Vigorous, immediate, likeable, energetic. Melanie C's performance tonight is everything that 'Reason' - the album it promotes - is not. About as popular with the public as SARS, though a great deal less infectious, 'Reason' seemed to show a bright star swallowed in a MOR black hole.
Tonight's performance isn't enough to atone for that particular criminal act, but it does show that Melanie C's rehabilitation isn't impossible. Her bold decision to shun digital tape and surround herself with a tight live band pays off. Most mainstream pop stars, shorn of the expensive FM production of their albums, flounder when performing live. Melanie C blooms in the space it gives her to improvise and flex her impressive vocal muscles.
And as a host, Melanie C is faultless, filling up the Shepherd's Bush Empire with her surprisingly buoyant mood and chatty asides. "Tonight is the thirteenth show,"she announces early on,"and I refuse to make it unlucky". The positive sentiment may be pure LA but the delivery is hardcore Scouse.

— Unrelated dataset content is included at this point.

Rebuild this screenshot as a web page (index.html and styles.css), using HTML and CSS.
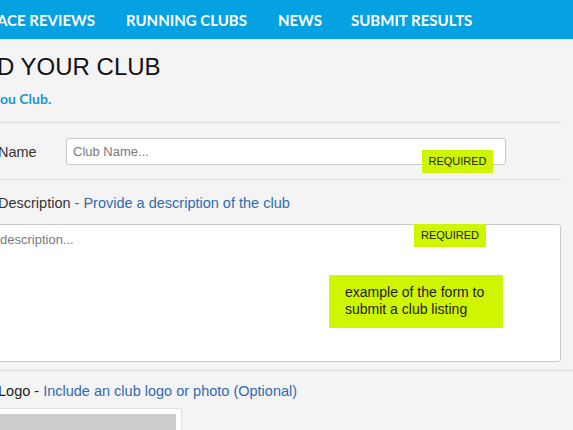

'Melt' - a rare highlight of the new album - sounds much better in this setting, its lovely, lilting tune contrasting beguilingly with her jagged voice. 'Positively Somewhere' overcomes its clichés - no small feat - to achieve the kind of soft rock breeziness that might have graced a seventies Fleetwood Mac album. Sadly, nothing can save 'Soul Boy', a song so torpid and dreary that Seal would have rejected it as a b-side.
But it's the older material that best showcases the charm and energy that made Melanie C the most interesting of the Spice Girls. 'Never Gonna Be The Same Again' is a brilliantly spiky pop song, met with a slow clapping, arms aloft reception that may have given the singer flashbacks to her Wembley Stadium heyday.
Even better is when Melanie C rocks out, on tracks like 'Home' and the growly 'Baby When You're Gone'. And 'Goin' Down' - sneered at on its release - sounds fabulously ragged and angry live, Melanie C writhing on the stage full of a from-the-gut rage that Linkin Park can only daydream about.
Of course, for every hit there are at least three misses, from the sickly 'On The Horizon' to the sloppy cover of Stevie Wonder's 'I Wish'. But the most hopeful moment comes in the middle of one of the worst songs, 'If That Were Me'. As she sings the official worst-lyric-of-all-time - "I couldn't live without my phone/ But you don't even have a home" - Melanie C joins in giggling with the crowd at its banality.
A little more humour, and a lot more following of her instincts, and there might be life left in this girl yet.